My Monday.
This morning early I was on Facebook encouraging folks to be intentional in making the world better, and I’ve spent about 8 hours trying to dig my way out of today just to feel better.
You know those days?
The days when you wake up before 5 to the sound of the dog throwing up in your bedroom floor and you want to jump up to run to the backdoor to let her out but are afraid to put your feet down because…you know…dog vomiting.
And you try to journal, but your mind just wanders over so much…right until you wake up because the phone rings and you realize you’ve dozed off and slept an hour, but at least you didn’t wake up to a dog vomiting again.
Then roll into mowing to keep the HOA gestapo’s emails out of your inbox, so you apologize to the flowers in a blanket apology because YOU recognize the wonder of them even if politics doesn’t.
And somehow despite your upbeat Facebook post between the second and third round of vomiting, you can’t dig yourself out of the malaise, so you opt to let it be what it is and talk to God while you sip your Propel-flavored water and you say something really glorious like, “I’m a writer. It is what I do. it’s my calling. We both know that, and I have no idea what to write.”
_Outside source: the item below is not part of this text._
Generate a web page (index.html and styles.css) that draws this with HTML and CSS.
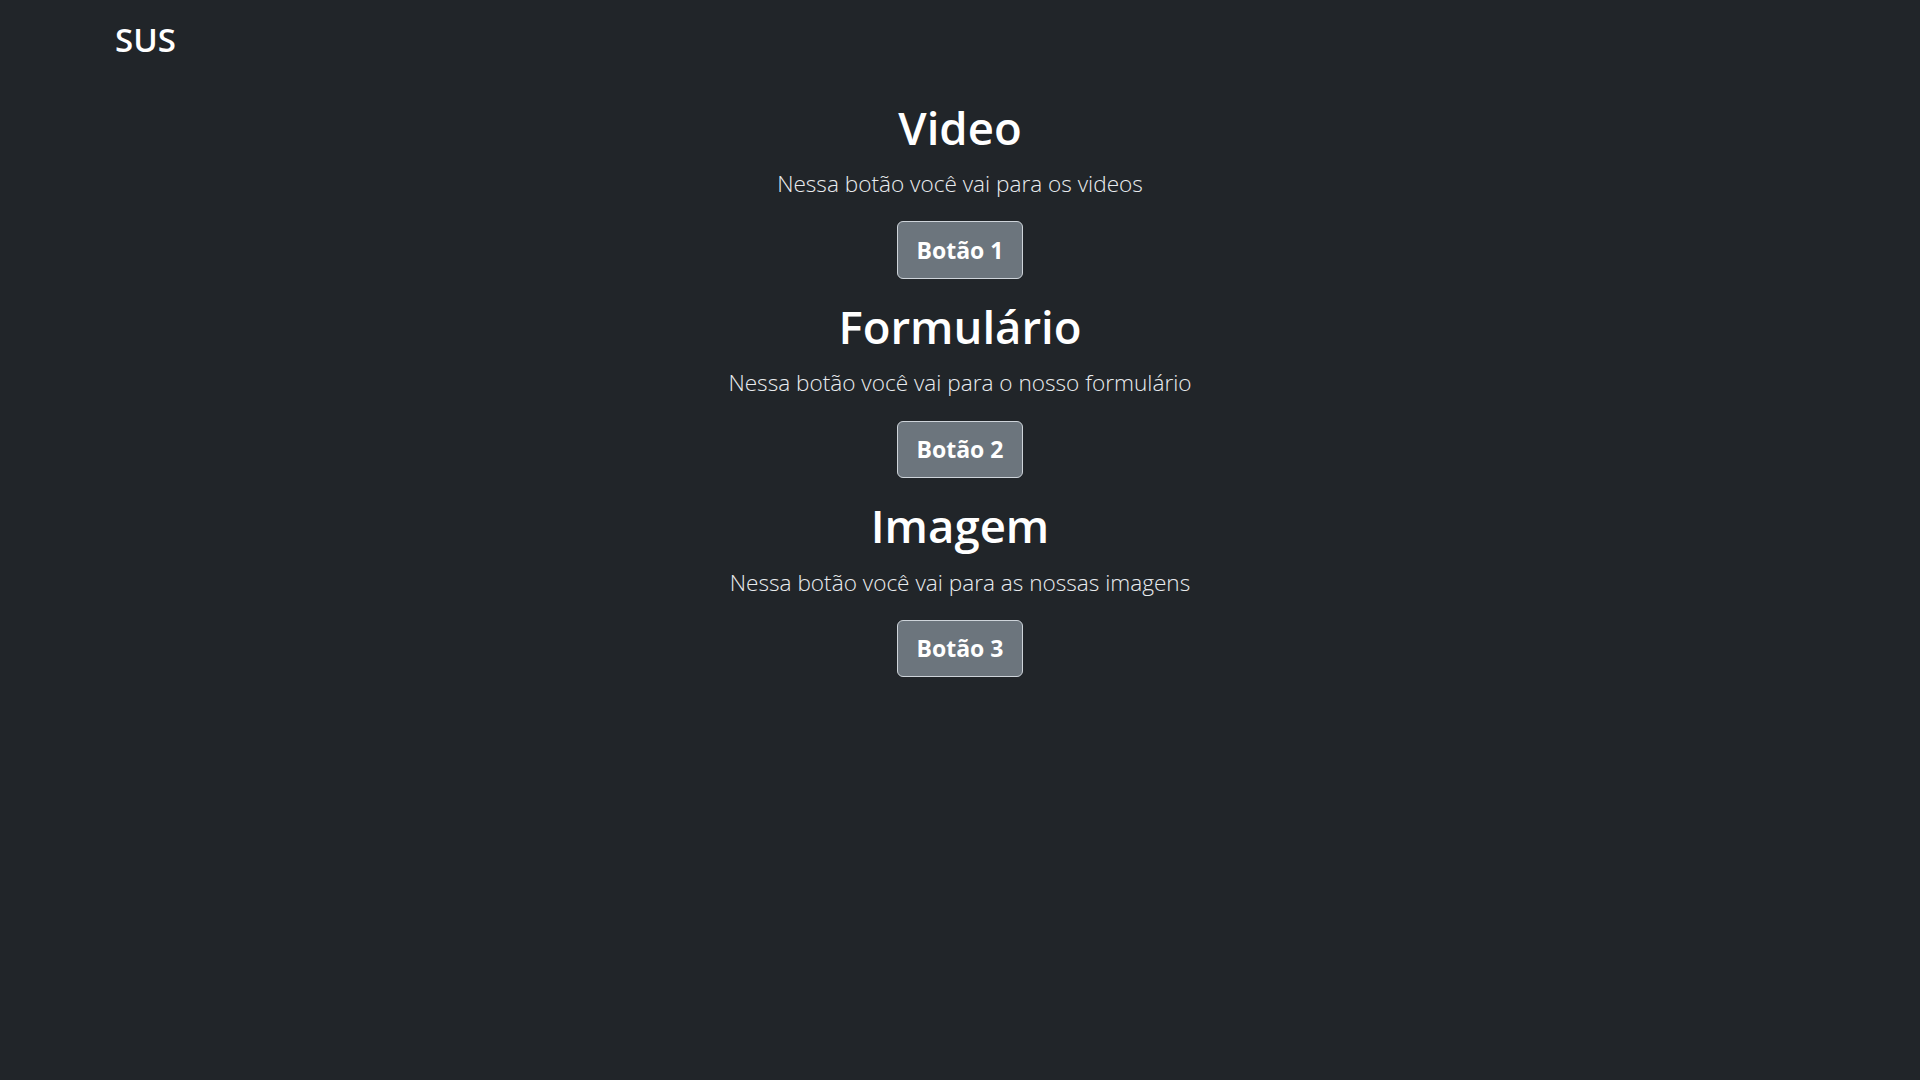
FILE: index.html
```html
<!DOCTYPE html>
<html lang="pt-BR">
<head>
<meta charset="utf-8">
<title>SUS</title>
<link rel="stylesheet" href="styles.css">
</head>
<body>
<header class="topbar">
  <span class="brand">SUS</span>
</header>
<main class="content">
  <section class="block">
    <h1 class="title">Video</h1>
    <p class="lead">Nessa botão você vai para os videos</p>
    <button class="btn">Botão 1</button>
  </section>
  <section class="block">
    <h1 class="title">Formulário</h1>
    <p class="lead">Nessa botão você vai para o nosso formulário</p>
    <button class="btn">Botão 2</button>
  </section>
  <section class="block">
    <h1 class="title">Imagem</h1>
    <p class="lead">Nessa botão você vai para as nossas imagens</p>
    <button class="btn">Botão 3</button>
  </section>
</main>
</body>
</html>
```
FILE: styles.css
```css
html, body {
  margin: 0;
  padding: 0;
  background: #212529;
  color: #dee2e6;
  font-family: "Open Sans", "Noto Sans", sans-serif;
}
body {
  min-height: 1080px;
}
.topbar {
  display: flex;
  align-items: center;
  padding: 12px 0 0 115px;
  height: 68px;
  box-sizing: border-box;
}
.brand {
  color: #fff;
  font-size: 33px;
  font-weight: 600;
  line-height: 40px;
}
.content {
  display: flex;
  flex-direction: column;
  align-items: center;
  text-align: center;
  padding-top: 31px;
}
.block {
  display: flex;
  flex-direction: column;
  align-items: center;
  margin-bottom: 19.2px;
}
.title {
  margin: 0 0 9.6px;
  color: #fff;
  font-size: 45.5px;
  font-weight: 600;
  line-height: 57.6px;
}
.lead {
  margin: 0 0 19.2px;
  font-size: 22.6px;
  font-weight: 300;
  line-height: 36px;
  color: #e9ecef;
}
.btn {
  width: 126px;
  height: 57.6px;
  box-sizing: border-box;
  background: #6c757d;
  color: #fff;
  border: 1.5px solid #ced4da;
  border-radius: 6px;
  font-family: inherit;
  font-size: 23px;
  font-weight: 700;
  padding: 0;
  cursor: pointer;
}
```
Yes, that is what I said right before I received the text, “I burned the cupcakes for (daughter’s) party. What made me think I could do this? I am so stupid.”
And I nearly lost my mind because…no. We DON’T call ourself stupid. We just don’t.
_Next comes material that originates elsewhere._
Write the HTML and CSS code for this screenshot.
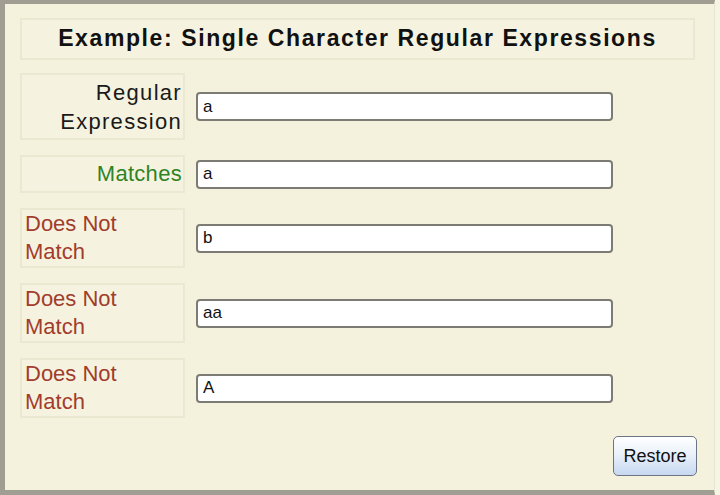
FILE: index.html
```html
<!DOCTYPE html>
<html>
<head>
<meta charset="utf-8">
<link rel="stylesheet" href="styles.css">
</head>
<body>
<div class="frame">
  <div class="title">Example: Single Character Regular Expressions</div>
  <div class="rows">
    <div class="row">
      <div class="label label-regex">Regular Expression</div>
      <input class="field" type="text" value="a">
    </div>
    <div class="row">
      <div class="label label-match">Matches</div>
      <input class="field" type="text" value="a">
    </div>
    <div class="row">
      <div class="label label-nomatch">Does Not Match</div>
      <input class="field" type="text" value="b">
    </div>
    <div class="row">
      <div class="label label-nomatch">Does Not Match</div>
      <input class="field" type="text" value="aa">
    </div>
    <div class="row">
      <div class="label label-nomatch">Does Not Match</div>
      <input class="field" type="text" value="A">
    </div>
  </div>
  <div class="actions">
    <button class="restore" type="button">Restore</button>
  </div>
</div>
</body>
</html>
```
FILE: styles.css
```css
html, body {
  margin: 0;
  padding: 0;
  background: #f6f4e2;
}

.frame {
  box-sizing: border-box;
  width: 715px;
  height: 495px;
  background: #f4f2dd;
  border-top: 4px solid #a09d92;
  border-left: 5px solid #a09d92;
  border-bottom: 5px solid #a09d92;
  border-right: 1px solid #e6e4d2;
  padding: 14px 19px 0 15px;
  font-family: "Liberation Sans", Arial, sans-serif;
}

.title {
  box-sizing: border-box;
  height: 42px;
  border: 2px solid #ebe8d2;
  background: #f5f3e0;
  font-weight: bold;
  font-size: 23px;
  letter-spacing: 1.6px;
  line-height: 37px;
  text-align: center;
  color: #111;
}

.rows {
  display: flex;
  flex-direction: column;
  gap: 15px;
  margin-top: 13px;
}

.row {
  display: flex;
  align-items: center;
  gap: 11px;
}

.label {
  box-sizing: border-box;
  width: 165px;
  flex: none;
  border: 2px solid #ebe8d2;
  background: #f5f3e0;
  font-size: 22px;
  line-height: 28px;
  padding: 0 3px;
}

.label-regex {
  text-align: right;
  color: #1a1a1a;
  line-height: 29px;
  padding: 3px 1px 2px 3px;
  letter-spacing: 1.3px;
}

.label-match {
  text-align: right;
  color: #2f8325;
  padding: 3px 1px;
  letter-spacing: 0.3px;
}

.label-nomatch {
  text-align: left;
  color: #a23c2c;
  padding-right: 40px;
}

.field {
  box-sizing: border-box;
  width: 417px;
  height: 29px;
  margin: 0;
  border: 2px solid #7d7c74;
  border-radius: 4px;
  background: #fff;
  padding: 0 5px;
  font-family: "Liberation Sans", Arial, sans-serif;
  font-size: 17px;
  color: #111;
  outline: none;
}

.actions {
  display: flex;
  justify-content: flex-end;
  margin-top: 18px;
  margin-right: -2px;
}

.restore {
  box-sizing: border-box;
  width: 84px;
  height: 40px;
  border: 1px solid #6d7584;
  border-radius: 5px;
  background: linear-gradient(to bottom, #ffffff 0%, #eaf1fa 45%, #c6d8f0 100%);
  font-family: "Liberation Sans", Arial, sans-serif;
  font-size: 18px;
  color: #111;
  padding: 0;
}
```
You want to call yourself untrained? Fine. You want to call yourself unpracticed? Okay. You want to call yourself a novice? Groovy. But you do NOT call yourself “stupid”. (Okay, so I’m still working through the losing my mind part.)
So I calmly wrote back, “There are lots of reasons baked things burn. It isn’t a sign of intelligence, otherwise every baker would be deemed stupid, and I would be a moron, but I’m not. I’m a smart woman who burned some cupcakes, just like you are.” Then I told her how to make a box recipe taste like a professional job, even told her how to gauge cooking times, and assured her she can do this. Because she can.
I realized that is what I need to write about because how you see yourself will decide how good your world is.
Y’all, we weren’t made to think we are stupid.
We weren’t made to hate ourselves.
We weren’t made to see all the things we are not.
We are made in God’s image.
We are made in the image of perfection, beauty, joy, wonder, accomplishment, creativity, vast abilities. We are made in the image of all things good.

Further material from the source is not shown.